On to an entirely different discussion: Why are the readers never shown Sauron? Throughout the book the chief villain, the one behind it all, never makes an experience except in backstory. Even in backstory his “stage time” is pretty brief. The orcs, goblins, and the Nazgul are his agents; the ring is his desire; his mystical “eye” is ever scrutinizing; but he is not present. The point, I suppose, is that Sauron is disembodied. Isildur slew him. Only his wicked spirit remains to torment Middle-Earth. But even that spirit we are never really shown. Readers are not given any direct confrontation between Sauron and the story’s heroes. Rather, Sauron is defeated when his minion, either Saruman or the orcs, are beaten, or when the object of his desire is finally destroyed. One of the stories great villains, Gollum, isn’t even one of his agents, but rather a sort of evil wild card shuffled into the storyline.

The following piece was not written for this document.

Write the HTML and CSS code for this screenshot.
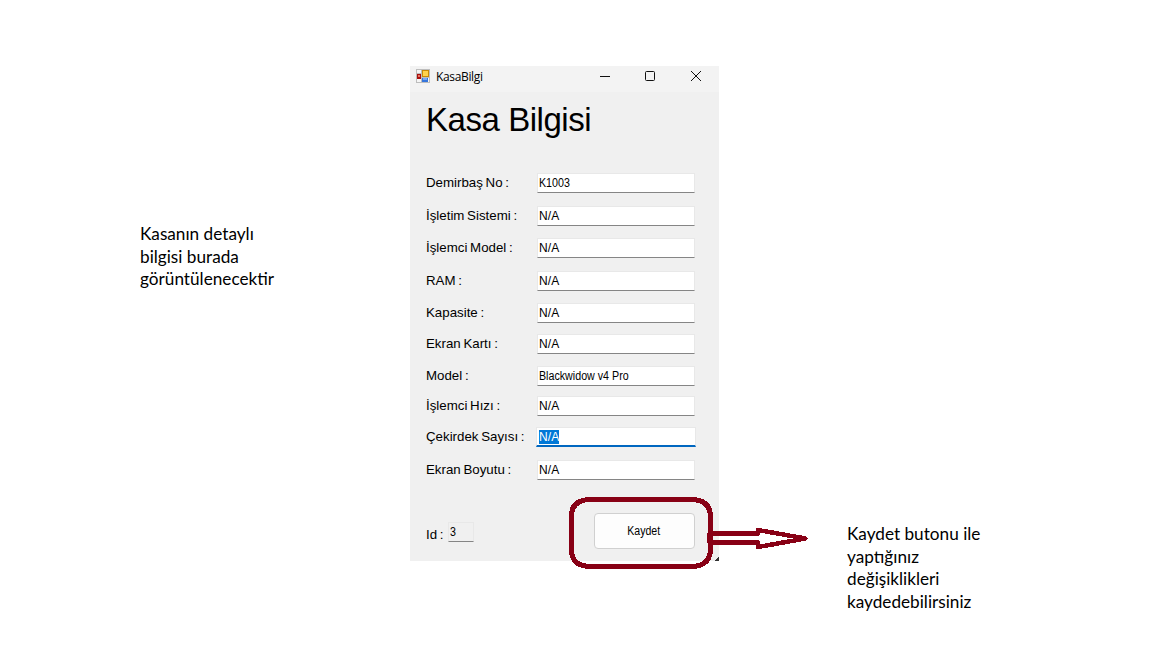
FILE: index.html
```html
<!DOCTYPE html>
<html lang="tr">
<head>
<meta charset="utf-8">
<title>KasaBilgi</title>
<link rel="stylesheet" href="styles.css">
</head>
<body>
<main class="page">
  <p class="note note-left">Kasanın detaylı<br>bilgisi burada<br>görüntülenecektir</p>
  <section class="window">
    <header class="titlebar">
      <svg class="app-icon" width="14" height="14" viewBox="0 0 14 14">
        <rect width="14" height="14" fill="#bdbdbd"/>
        <path d="M1 1h4v3H1zM1 10h4v3H1zM12 9h1v4h-1z" fill="#f5f5f5"/>
        <rect x="1" y="5" width="4" height="5" fill="#a80f0c"/><rect x="2" y="6" width="2" height="2" fill="#ec7464"/>
        <rect x="6" y="1" width="7" height="7" fill="#c88a08"/><rect x="7" y="2" width="5" height="5" fill="#ffd24c"/>
        <rect x="6" y="9" width="6" height="4" fill="#3676dc"/><rect x="7" y="9" width="4" height="2" fill="#79a9f5"/>
      </svg>
      <span class="title">KasaBilgi</span>
      <svg class="controls" width="103" height="12" viewBox="0 0 103 12" fill="none" stroke="#111">
        <path d="M0 6.5h10"/>
        <rect x="45.5" y="1.5" width="9" height="9" rx="1"/>
        <path d="M91 1l10 10M101 1L91 11"/>
      </svg>
    </header>
    <h1 class="heading">Kasa Bilgisi</h1>
    <div class="form">
      <label class="label">Demirbaş No :</label><div class="field"><span>K1003</span></div>
      <label class="label">İşletim Sistemi :</label><div class="field"><span class="na">N/A</span></div>
      <label class="label">İşlemci Model :</label><div class="field"><span class="na">N/A</span></div>
      <label class="label">RAM :</label><div class="field"><span class="na">N/A</span></div>
      <label class="label">Kapasite :</label><div class="field"><span class="na">N/A</span></div>
      <label class="label">Ekran Kartı :</label><div class="field"><span class="na">N/A</span></div>
      <label class="label">Model :</label><div class="field"><span class="long">Blackwidow v4 Pro</span></div>
      <label class="label">İşlemci Hızı :</label><div class="field"><span class="na">N/A</span></div>
      <label class="label">Çekirdek Sayısı :</label><div class="field focused"><span class="na selected">N/A</span></div>
      <label class="label">Ekran Boyutu :</label><div class="field"><span class="na">N/A</span></div>
    </div>
    <footer class="footer">
      <label class="label id-label">Id :</label>
      <div class="field id-field"><span>3</span></div>
      <button class="save"><span>Kaydet</span></button>
    </footer>
  </section>
  <p class="note note-right">Kaydet butonu ile<br>yaptığınız<br>değişiklikleri<br>kaydedebilirsiniz</p>
  <svg class="callout" width="244" height="76" viewBox="566 494 244 76" fill="none" stroke="#880015" stroke-width="5" stroke-linejoin="round" shape-rendering="crispEdges">
    <path d="M719 556v5h-4z" fill="#333" stroke="none"/>
    <path d="M590 499.500H692Q710.500 500 710.500 517V548Q710.500 566 692 566.500H590Q571.500 566 571.500 550V516Q571.500 500 590 499.500Z"/>
    <path d="M709.500 533.500H758V530L805.500 538.500L758 547V542.500H709.500Z" stroke-width="4.500"/>
  </svg>
</main>
</body>
</html>
```
FILE: styles.css
```css
* { box-sizing: border-box; }
body { margin: 0; background: #fff; }
.page {
  position: relative;
  display: grid;
  grid-template-columns: 140px 270px 309px 128px 1fr;
  width: 1152px;
  height: 648px;
  overflow: hidden;
  align-items: start;
}
.note {
  grid-row: 1;
  margin: 0;
  font: 17.200px/22.700px Lato, "Open Sans", sans-serif;
  color: #000;
  white-space: nowrap;
}
.note-left { grid-column: 2; margin-top: 223px; }
.note-right { grid-column: 5; margin-top: 523px; }
.window {
  grid-column: 3;
  grid-row: 1;
  margin-top: 66px;
  height: 495px;
  background: #f0f0f0;
  font-family: "Liberation Sans", Arial, sans-serif;
  color: #000;
}
.titlebar {
  display: flex;
  height: 26px;
  padding: 3px 16px 0 6px;
  background: #f3f3f3;
}
.title {
  margin-left: 6px;
  font: 12px/16px "Open Sans", sans-serif;
  letter-spacing: -0.350px;
}
.controls { margin: 1px 0 0 auto; }
.heading {
  margin: 0;
  padding: 9px 0 0 16px;
  height: 80px;
  font-size: 33px;
  line-height: 38px;
  font-weight: 400;
  letter-spacing: -0.450px;
  white-space: nowrap;
}
.form {
  display: grid;
  grid-template-columns: 110px 160px;
  grid-template-rows: 33px 32px 33px 32px 31px 32px 30px 31px 33px 20px;
  padding: 1px 0 0 16px;
  align-items: start;
}
.label {
  font-size: 13.300px;
  line-height: 20px;
  word-spacing: -1px;
  white-space: nowrap;
}
.field {
  width: 158px;
  height: 20px;
  margin-left: 1px;
  padding-left: 1px;
  background: #fff;
  border: 1px solid #e8e8e8;
  border-bottom-color: #858585;
  font-size: 12px;
  line-height: 18px;
  white-space: nowrap;
}
.field span {
  display: inline-block;
  transform: scaleX(0.890);
  transform-origin: left;
}
.field .na { transform: none; letter-spacing: 0.100px; }
.focused {
  width: 160px;
  margin-left: 0;
  padding-left: 2px;
  border-bottom: 2px solid #0067c0;
}
.field .selected {
  height: 14px;
  margin-top: 2px;
  line-height: 14px;
  background: #0078d7;
  color: #fff;
  vertical-align: top;
}
.footer {
  display: flex;
  align-items: flex-start;
  padding: 33px 24px 0 16px;
}
.id-label { margin-top: 12px; width: 21px; }
.id-field { width: 26px; margin-top: 9px; background: #f0f0f0; }
.save {
  width: 101px;
  height: 36px;
  margin-left: auto;
  padding: 0 2px 0 0;
  border: 1px solid #d0d0d0;
  border-radius: 4px;
  background: #fdfdfd;
  color: #000;
  font: 12px/16px "Liberation Sans", Arial, sans-serif;
}
.save span { display: inline-block; transform: scaleX(0.880); }
.callout { position: absolute; left: 566px; top: 494px; }
```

This seems odd to me. I’m not trying to say that it’s wrong or right, but only to acknowledge its uniqueness. In Star Wars we’re shown direct encounters between the Sith and the Jedi. In the Harry Potter series readers witness the final duel between Harry and Voldemort. In Moby Dick the whale doesn’t make an appearance until the very end…but that’s the point of the whole book, Ahab can’t find it, and at least it does indeed make an appearance.
The end of the review…
So how do I end this? I feel like I could go on and on, weighing the pros and cons of this series. Usually after I’ve read a book I can tack a definitive opinion to it. It’s either a good book, a bad book, or it’s a not-for-me-but-maybe-for-you. Perhaps that’s why this series has become such a phenomenon; because they can’t easily be pegged down. Who knows? I think at this point I can say that I enjoyed The Hobbit enough to read it again, and that it’s unlikely that I’ll read the other three again, or at least for a long while.